The early developments of the use of the uranium-thorium chronometers by Fowler & Hoyle (1960) and Cameron (1962) were necessarily based upon rather simple prescriptions for the history of galactic nucleosynthesis. As our understanding of the processes of stellar and supernova nucleosynthesis improved, it became possible to address the problem of nuclear chronology in the context of increasingly realistic models of the chemical evolution of the Galaxy (Truran & Cameron 1971; Reeves 1972; Tinsley 1975). Review discussions of nuclear cosmochronology in the context of models of galactic evolution include those by Tinsley (1980), Clayton (1988), Pagel (1989), Arnould & Takahashi (1989), and Cowan, Thielemann, & Truran (1991a, b).

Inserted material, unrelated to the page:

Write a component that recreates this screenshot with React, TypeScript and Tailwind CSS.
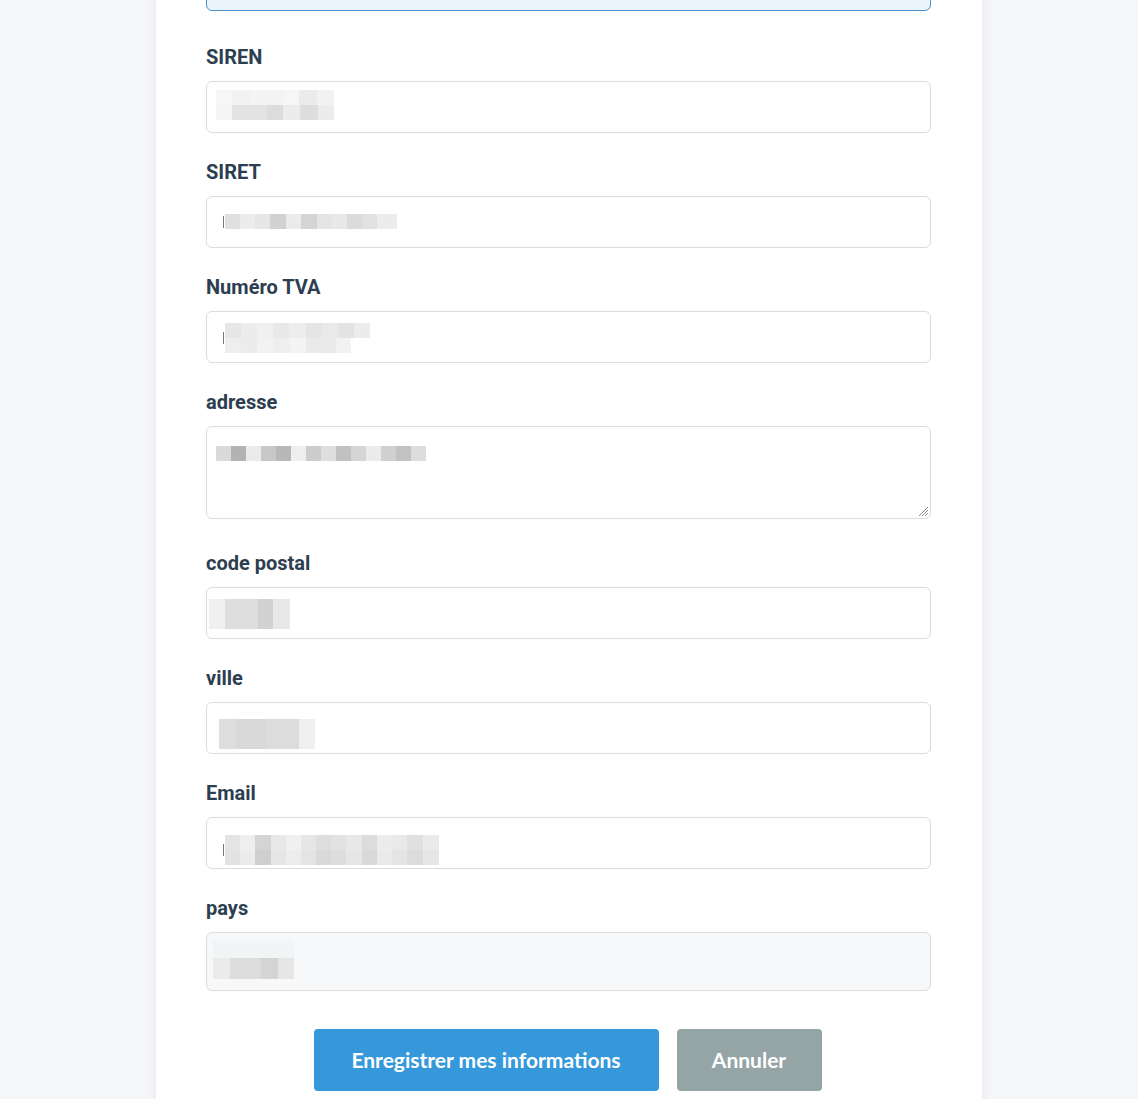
import React from 'react';

type Cell = [number, string];
type PixelRows = Cell[][];

interface FieldProps {
  label: string;
  kind: 'input' | 'textarea' | 'select';
  left: number;
  top: number;
  lead?: boolean;
  rows: PixelRows;
}

// blurred values, drawn as blocks of grey cells
const Pixels = ({ rows }: { rows: PixelRows }) => (
  <div className="flex flex-col">
    {rows.map((row, i) => (
      <div key={i} className="flex">
        {row.map(([w, c], j) => (
          <span key={j} className="block h-[15px]" style={{ width: w, background: c }} />
        ))}
      </div>
    ))}
  </div>
);

const fields: FieldProps[] = [
  {
    label: 'SIREN',
    kind: 'input',
    left: 9,
    top: 8,
    rows: [
      [[16, '#f6f6f6'], [19, '#f1f1f1'], [16, '#f4f4f4'], [17, '#f3f3f3'], [15, '#f6f6f6'], [18, '#ebebeb'], [17, '#f2f2f2']],
      [[16, '#f5f5f5'], [35, '#e3e3e3'], [16, '#dcdcdc'], [17, '#ececec'], [18, '#dddddd'], [16, '#ececec']],
    ],
  },
  {
    label: 'SIRET',
    kind: 'input',
    left: 16,
    top: 17,
    lead: true,
    rows: [
      [[15, '#e0e0e0'], [15, '#ececec'], [15, '#e6e6e6'], [16, '#d2d2d2'], [15, '#ebebeb'], [16, '#d4d4d4'], [15, '#e4e4e4'], [15, '#e8e8e8'], [15, '#dbdbdb'], [15, '#e1e1e1'], [15, '#ececec'], [5, '#ececec']],
    ],
  },
  {
    label: 'Numéro TVA',
    kind: 'input',
    left: 16,
    top: 11,
    lead: true,
    rows: [
      [[16, '#e6e6e6'], [16, '#ececec'], [16, '#f0f0f0'], [16, '#e8e8e8'], [17, '#ededed'], [16, '#e5e5e5'], [16, '#e9e9e9'], [16, '#e3e3e3'], [16, '#ececec']],
      [[16, '#eeeeee'], [16, '#ececec'], [16, '#f2f2f2'], [17, '#eeeeee'], [16, '#f4f4f4'], [15, '#eaeaea'], [15, '#e9e9e9'], [15, '#f2f2f2'], [19, '#ffffff']],
    ],
  },
  {
    label: 'adresse',
    kind: 'textarea',
    left: 9,
    top: 19,
    rows: [
      [[15, '#dadada'], [15, '#b3b3b3'], [15, '#ebebeb'], [15, '#c8c8c8'], [15, '#b8b8b8'], [15, '#eeeeee'], [15, '#cdcdcd'], [15, '#dedede'], [15, '#c1c1c1'], [15, '#d5d5d5'], [15, '#ebebeb'], [15, '#d0d0d0'], [15, '#c2c2c2'], [15, '#dddddd']],
    ],
  },
  {
    label: 'code postal',
    kind: 'input',
    left: 2,
    top: 11,
    rows: [
      [[16, '#f0f0f0'], [33, '#dedede'], [15, '#d2d2d2'], [17, '#e8e8e8']],
      [[16, '#f0f0f0'], [33, '#dedede'], [15, '#d2d2d2'], [17, '#e8e8e8']],
    ],
  },
  {
    label: 'ville',
    kind: 'input',
    left: 12,
    top: 16,
    rows: [
      [[17, '#dedede'], [31, '#d9d9d9'], [32, '#dcdcdc'], [16, '#f0f0f0']],
      [[17, '#dedede'], [31, '#d9d9d9'], [32, '#dcdcdc'], [16, '#f0f0f0']],
    ],
  },
  {
    label: 'Email',
    kind: 'input',
    left: 16,
    top: 17,
    lead: true,
    rows: [
      [[15, '#e4e4e4'], [15, '#eeeeee'], [16, '#d4d4d4'], [15, '#e8e8e8'], [15, '#f0f0f0'], [15, '#e6e6e6'], [15, '#dedede'], [15, '#e2e2e2'], [16, '#e8e8e8'], [15, '#dcdcdc'], [15, '#ececec'], [15, '#e9e9e9'], [16, '#e0e0e0'], [16, '#eaeaea']],
      [[15, '#e2e2e2'], [15, '#ececec'], [16, '#cfcfcf'], [15, '#e6e6e6'], [15, '#ededed'], [15, '#e4e4e4'], [15, '#d9d9d9'], [15, '#dddddd'], [16, '#e6e6e6'], [15, '#d9d9d9'], [15, '#eaeaea'], [15, '#e4e4e4'], [16, '#dcdcdc'], [16, '#e6e6e6']],
    ],
  },
];

const Field = ({ label, kind, left, top, lead, rows }: FieldProps) => (
  <div className={kind === 'textarea' ? 'mb-[30px]' : 'mb-[25px]'}>
    <label className="mb-[10px] block text-[20px] font-bold leading-[28px] text-[#2c3e50]">{label}</label>
    <div
      className={`relative w-full rounded-[6px] border border-[#dcdcdc] bg-white ${
        kind === 'textarea' ? 'h-[93px]' : 'h-[52px]'
      }`}
    >
      <div className="absolute flex items-center" style={{ left, top }}>
        {lead && <span className="mr-[1px] block h-[12px] w-[1px] bg-[#777]" />}
        <Pixels rows={rows} />
      </div>
      {kind === 'textarea' && (
        <svg className="absolute bottom-[1px] right-[1px]" width="12" height="12" viewBox="0 0 12 12">
          <path d="M11 2 L2 11 M11 5 L5 11 M11 8 L8 11" stroke="#888" strokeWidth="1" />
        </svg>
      )}
    </div>
  </div>
);

export default function App() {
  return (
    <div className="min-h-[1099px] overflow-hidden bg-[#f4f6fa] font-['Roboto',sans-serif]">
      <div className="mx-auto w-[826px] bg-white pb-[40px] pl-[50px] pr-[51px] shadow-[0_0_12px_rgba(0,0,0,0.06)]">
        <div className="-mt-[40px] mb-[32px] h-[51px] rounded-[6px] border border-[#4a8fc7] bg-[#eaf4fd]" />
        {fields.map((f) => (
          <Field key={f.label} {...f} />
        ))}
        <div>
          <label className="mb-[10px] block text-[20px] font-bold leading-[28px] text-[#2c3e50]">pays</label>
          <div className="relative h-[59px] w-full rounded-[6px] border border-[#dcdcdc] bg-[#f7f8fa]">
            <div className="absolute left-[6px] top-[7px]">
              <div className="flex h-[18px]">
                <span className="block w-[81px] bg-[#f2f5f5]" />
              </div>
              <div className="flex h-[21px]">
                <span className="block w-[17px] bg-[#ebebeb]" />
                <span className="block w-[31px] bg-[#dcdcdc]" />
                <span className="block w-[17px] bg-[#d4d4d4]" />
                <span className="block w-[16px] bg-[#e6e6e6]" />
              </div>
            </div>
          </div>
        </div>
        <div className="mt-[38px] flex justify-center gap-[18px] pr-[2px]">
          <button className="h-[62px] w-[345px] rounded-[4px] bg-[#3498db] font-['Lato',sans-serif] text-[21px] font-bold text-white">
            Enregistrer mes informations
          </button>
          <button className="h-[62px] w-[145px] rounded-[4px] bg-[#95a5a6] font-['Lato',sans-serif] text-[21px] font-bold text-white">
            Annuler
          </button>
        </div>
      </div>
    </div>
  );
}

In this paper, we will be concerned with the determination of realistic age constraints from nucleocosmochronology, which can serve to provide a solid lower bound on the age of the Universe. The identification of the 232Th / 238U and 235U / 238U chronometer pairs as the best candidates for dating the Galaxy follows the discussions in Section 2. Critical input to these chronological studies is identified and discussed in Section 3, in the context of the astrophysical r-process of heavy element synthesis. Abundance clues to r-process history and the identification of the astrophysical site of r-process synthesis are reviewed in Section 4. In Section 5, we obtain lower bounds on the timescale of galactic nucleosynthesis, with the assumption of an early 'single event' nucleosynthesis epoch. Observational evidence for a uniform rate of nucleosynthesis, and its implications for the age of the Galaxy are presented in Section 6. The use of the thorium abundance in an extremely metal deficient halo star for dating purposes is considered in Section 7. Discussions of complications from chemical evolution and our conclusions follow.